On the bed across the room a young girl, no more than thirteen, fumbles with the buttons of her school uniform shirt. She looks at me, smiles weakly with hollow eyes. ‘Owen,’ she says weakly.

‘Owen?!’ Martin calls.

He lightly slaps my cheek. 

I’m laying on my back, on the floor. 

He’s crouched beside me. 

There’s panic on his face, a film of greasy sweat on mine.

‘Oh, thank Christ, you’re okay, Fin,’ Martin says and pulls me into a fierce hug.

I’m stunned. Unsure of what just happened. I was there. It was a memory, from before I was born. My birth father’s memory. I know it, as surely as I know I’m 5’8”, as surely as I know my birth father was 5’4”, as surely as I know we have the same eyes.
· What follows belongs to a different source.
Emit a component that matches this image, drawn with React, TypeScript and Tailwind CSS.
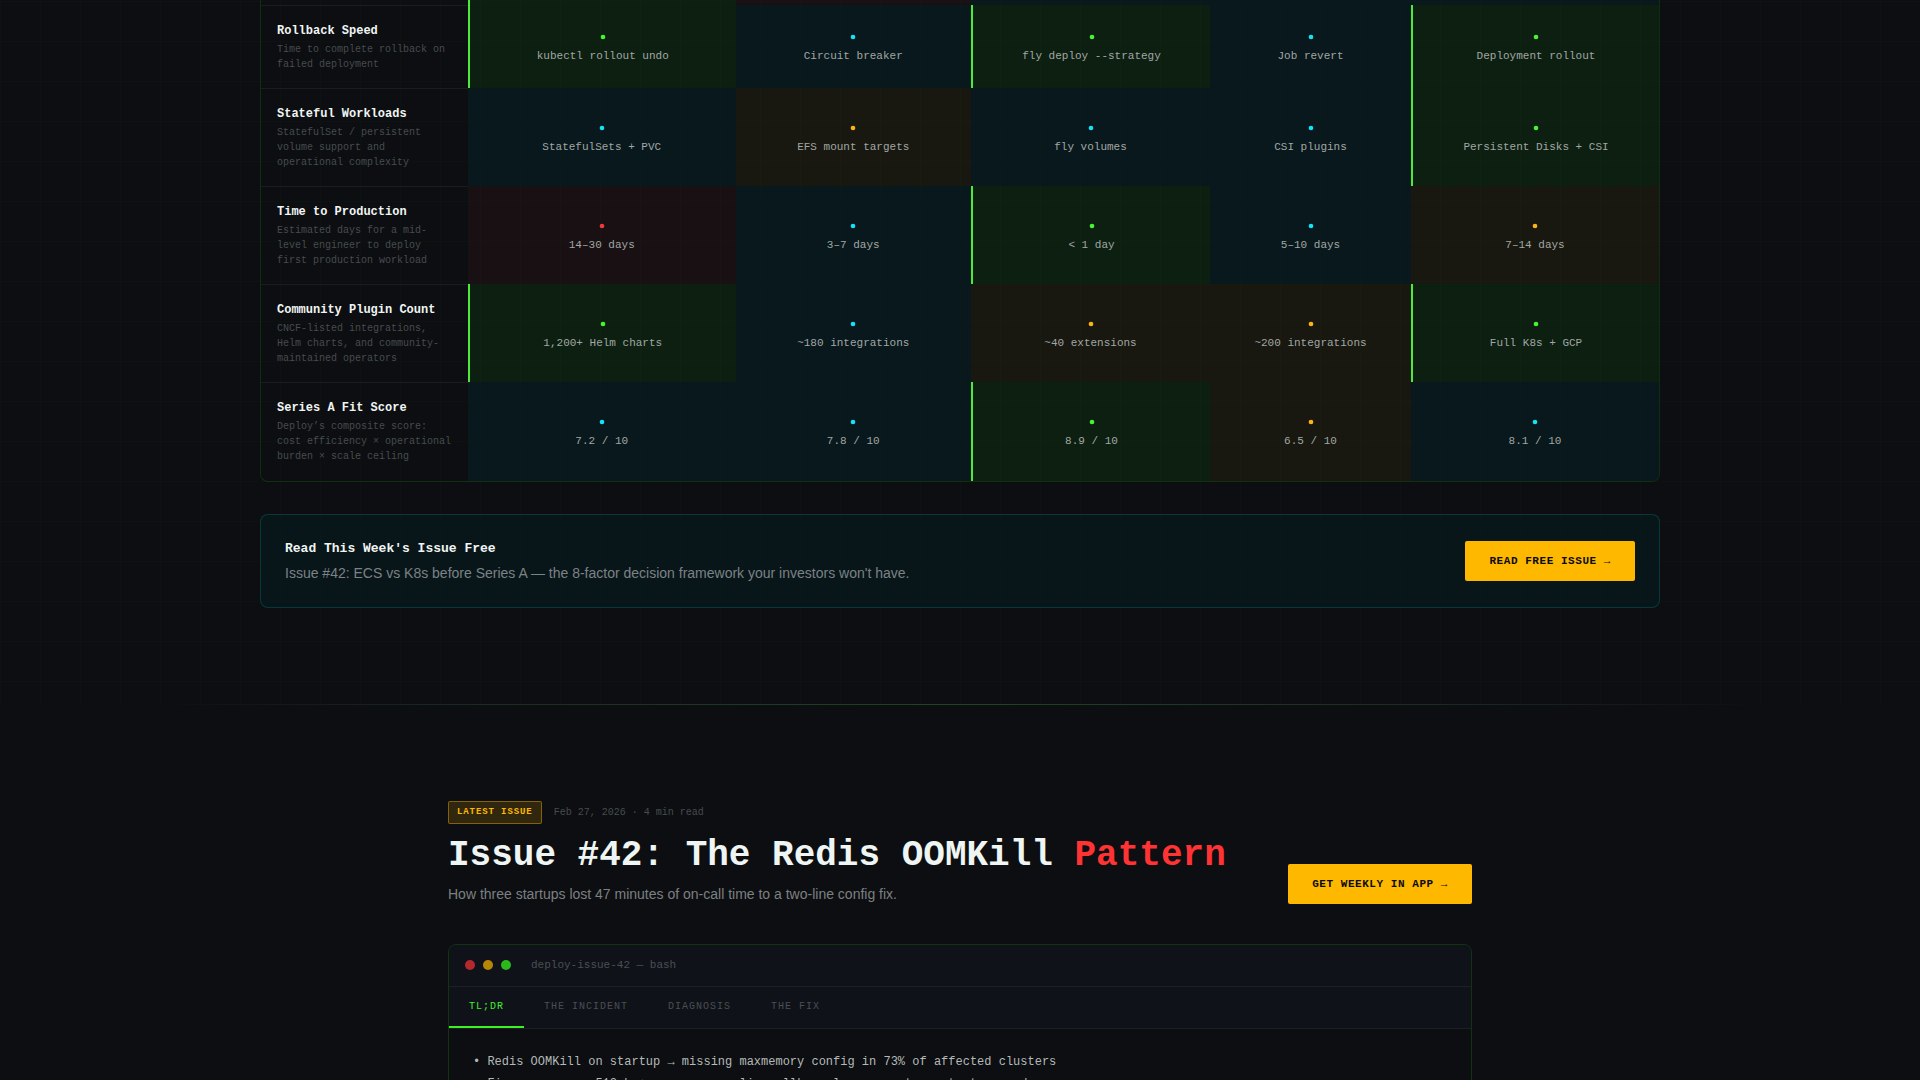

My eyes drift to that lock box, sitting on the hotel room desk, cloaked in faux honesty. I struggle to my feet with Martin’s help. I approach the desk, park myself on the chair.

‘What’s going on?’ Martin asks.

I reach for the box. It’s not locked anymore, not for me. My hands shake. I place them both on the lid, ease it open. Hold it there, not closed but nowhere near open enough to reveal the contents. 

’What the fuck,’Martin breathes, shaking his head.

I feel a twinge of guilt for not responding, but my focus cannot not be interrupted right now. I inhale, fill my lungs with recycled air and a hint of my own odour. Fuck, I’m a mess.

Enough dicking around. I flip the lid open, glance at the contents.

Polaroids. Dozens, if I’m any judge. I can’t bring myself to look through them and Martin covers his eyes with one hand, the other on his hip, inventive curses on his lips. So, really, we don’t know if they’re all as bad as the few that are visible on the top. They’re bad enough though.

Young girls, early teens, undressed. Not always alone. He’s in some of the pictures. That’s the first time I’ve seen my birth-father’s face.